BRUCE WEBER: Yeah, we talked about two-minute little windows. We were hoping to keep it at six or seven at halftime, but obviously we had a lot of foul trouble. Dean said he had some soreness at the foot, and our team doctor and trainer just said, if you can go without him and want him on Saturday, you might want to see if we can rest him. And our other guys rose up and made a lot of plays.

You know, so it was — but again, I’ve got to give Dean credit. He told you guys he was going to play. He told us he was going to play, and he gave it his all. And that’s without — he got four points without playing basketball in the last two weeks. I mean, that’s not an easy thing to do.

A lot of guys showed a lot of character and a lot of courage tonight.

Q. One of those kind of hustle plays was (inaudible) getting on the floor to get the rebound and call a time-out. Could you speak to that moment?
BRUCE WEBER: Yeah, I told the guys, and I don’t know what our play hard was. One, I said we had to get a lot of steals. We had 13 the other night, and it was a K-State record, and I said, that’s got to be there. We’ve got to take charges. We took a charge. We had to get on the floor and get the loose balls because we weren’t going to get — we couldn’t out jump them.

We did early. I thought we were pretty good on the boards early, and as it went on, their length, their athleticism, our foul trouble just kind of took a toll on us, and they just kind of owned the paint.

But I used a couple different quotes. One was Vince Lombardi about playing to exhaustion and laying on the floor victorious, and I hope they took that to heart. But the other one was about doing all the little things added up. That’s how you get a victory. Not by one thing or this thing, but all the little things that add up.

You always hear Coach Knight talk about that, the discipline and the little things that make a difference. I think that kind of play is a difference maker for us because that allowed Barry to get the go-ahead basket.

Q. You chose not to foul up 3 late. I have to imagine it’s because you’re playing five guards against —
BRUCE WEBER: First we said, Barry, we missed the opportunity against TCU. Barry said, we’re going to foul, Coach. And then we all talked about it as a staff, and we just said, hey, we’re all guards, man up, make them take a tough shot. We didn’t want to give them a chance to get a rebound. I don’t know, how many offensive rebounds did they get on free throws? It seemed like every one. They missed a bunch, but they got offensive rebounds on those free throws.

We gave it a shot. I think we were running a squeeze and then trying to run Gabriel around. They kind of used Knox as a decoy. Our guys switched, switched, switched and Alexander was the one who shot at the end. He only had a tough shot at the end. I thought that was going in. I could have died if that would have happened. But we got the bounce and we made the shot at the end and made the plays that make a difference.

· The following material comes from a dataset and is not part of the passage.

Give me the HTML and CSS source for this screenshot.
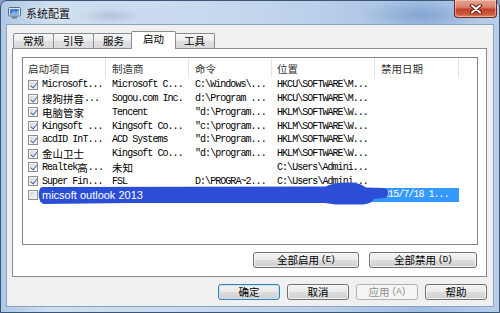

Q. Can you speak to the courage it took your team to overcome what they faced tonight?
BRUCE WEBER: Yeah, I mean, it’s just — they’re a resilient group. You know, and again, the leadership Barry — and we just kept saying, grind, grind, grind, keep fighting. Don’t leave anything out on the court.

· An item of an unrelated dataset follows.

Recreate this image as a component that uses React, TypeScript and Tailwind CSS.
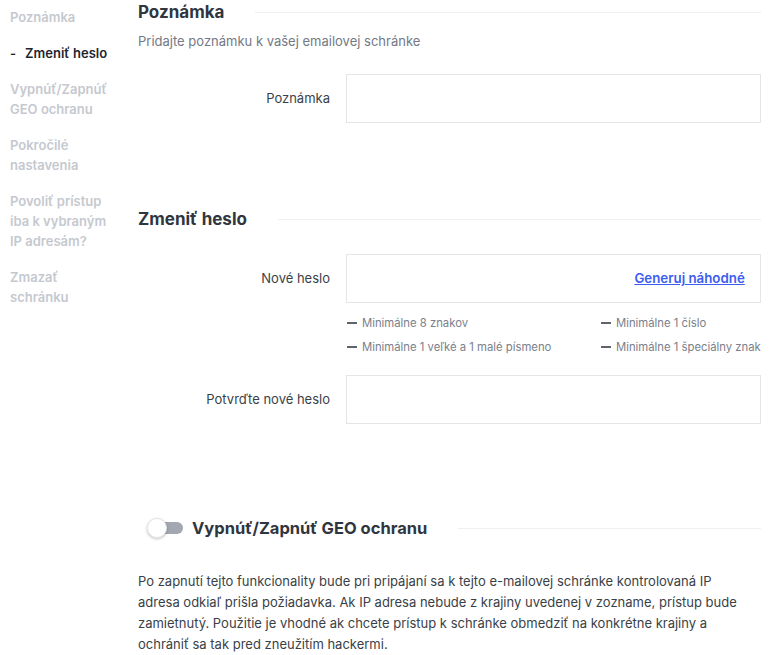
const nav = [
  { label: "Poznámka" },
  { label: "Zmeniť heslo", active: true },
  { label: "Vypnúť/Zapnúť GEO ochranu" },
  { label: "Pokročilé nastavenia" },
  { label: "Povoliť prístup iba k vybraným IP adresám?" },
  { label: "Zmazať schránku" },
];

const rules = [
  "Minimálne 8 znakov",
  "Minimálne 1 číslo",
  "Minimálne 1 veľké a 1 malé písmeno",
  "Minimálne 1 špeciálny znak",
];

const SectionTitle = ({ children }: { children: React.ReactNode }) => (
  <div className="flex items-center">
    <h2 className="text-[17px] leading-6 font-bold text-[#2f3640] whitespace-nowrap">{children}</h2>
    <div className="ml-[31px] h-px flex-1 bg-[#eeeff1]" />
  </div>
);

const Field = ({ label, children }: { label: string; children?: React.ReactNode }) => (
  <div className="flex items-center">
    <label className="w-[192px] text-right text-[13px] text-[#3a3f47]">{label}</label>
    <div className="ml-4 flex h-[49px] flex-1 items-center justify-end border border-[#e3e5e8] bg-white pr-[15px]">
      {children}
    </div>
  </div>
);

export default function App() {
  return (
    <div className="flex min-h-screen bg-white font-['Inter',sans-serif] antialiased">
      <aside className="w-[138px] shrink-0 pl-[10px] pr-[28px] pt-[7px]">
        <ul className="flex flex-col gap-4">
          {nav.map((item) => (
            <li
              key={item.label}
              className={`text-[13px] leading-5 font-semibold ${item.active ? "text-[#1f2530]" : "text-[#c5c9cf]"}`}
            >
              {item.active && <span className="mr-[9px]">-</span>}
              {item.label}
            </li>
          ))}
        </ul>
      </aside>

      <main className="flex-1 pr-[23px]">
        <SectionTitle>Poznámka</SectionTitle>
        <p className="mt-[7px] text-[13px] leading-5 text-[#737985]">Pridajte poznámku k vašej emailovej schránke</p>
        <div className="mt-[23px]">
          <Field label="Poznámka" />
        </div>

        <div className="mt-[84px]">
          <SectionTitle>Zmeniť heslo</SectionTitle>
        </div>
        <div className="mt-[23px]">
          <Field label="Nové heslo">
            <a href="#" className="text-[13.3px] font-semibold text-[#3d5cf0] underline">Generuj náhodné</a>
          </Field>
        </div>
        <div className="ml-[209px] mt-3 grid grid-cols-[254px_1fr] gap-y-2">
          {rules.map((r) => (
            <div key={r} className="flex items-center text-[11.3px] leading-4 text-[#7a808a] whitespace-nowrap">
              <span className="mr-[5px] inline-block h-[2px] w-[10px] bg-[#5f646c]" />
              {r}
            </div>
          ))}
        </div>
        <div className="mt-5">
          <Field label="Potvrďte nové heslo" />
        </div>

        <div className="mt-[92px] flex items-center">
          <button className="relative ml-[9px] h-5 w-[36px] shrink-0">
            <span className="absolute right-0 top-[4px] h-3 w-[26px] rounded-full bg-[#a3a8b0]" />
            <span className="absolute left-0 top-0 h-5 w-5 rounded-full border border-[#e5e7eb] bg-white shadow-[0_1px_3px_rgba(0,0,0,0.25)]" />
          </button>
          <h2 className="ml-[9px] text-[16.5px] leading-6 font-bold text-[#2f3640] whitespace-nowrap">Vypnúť/Zapnúť GEO ochranu</h2>
          <div className="ml-[31px] h-px flex-1 bg-[#eeeff1]" />
        </div>
        <p className="mt-[31px] mr-[10px] text-[13px] leading-[21px] text-[#3a3f47]">
          Po zapnutí tejto funkcionality bude pri pripájaní sa k tejto e-mailovej schránke kontrolovaná IP adresa odkiaľ prišla požiadavka. Ak IP adresa nebude z krajiny uvedenej v zozname, prístup bude zamietnutý. Použitie je vhodné ak chcete prístup k schránke obmedziť na konkrétne krajiny a ochrániť sa tak pred zneužitím hackermi.
        </p>
      </main>
    </div>
  );
}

You know, one, we believed we could win going into it, and we had talked about winning that first five-minute media time-out. I didn’t know we were going to go up, whatever it was, 13-1 or whatever the score was. And we said we wanted to be pests like UMBC was to Virginia and they were to us, and I think we were. I’m not sure they were ready for it. We got after them and got a nice lead.

And then obviously the second half, the run where we got those steals where we didn’t finish one fast break against UMBC. Other than Xavier’s dunk, we made unbelievable plays and passes off those steals, Kam to Barry, and I think somebody to Mike McGuirl, maybe it was, and a lot of big plays that made a difference.

We really wanted to clog the lane and get a lot of deflections. I’ll be interested to see if we — I challenged them to get 40, but we’ll see if we were close to that because those things are the difference makers.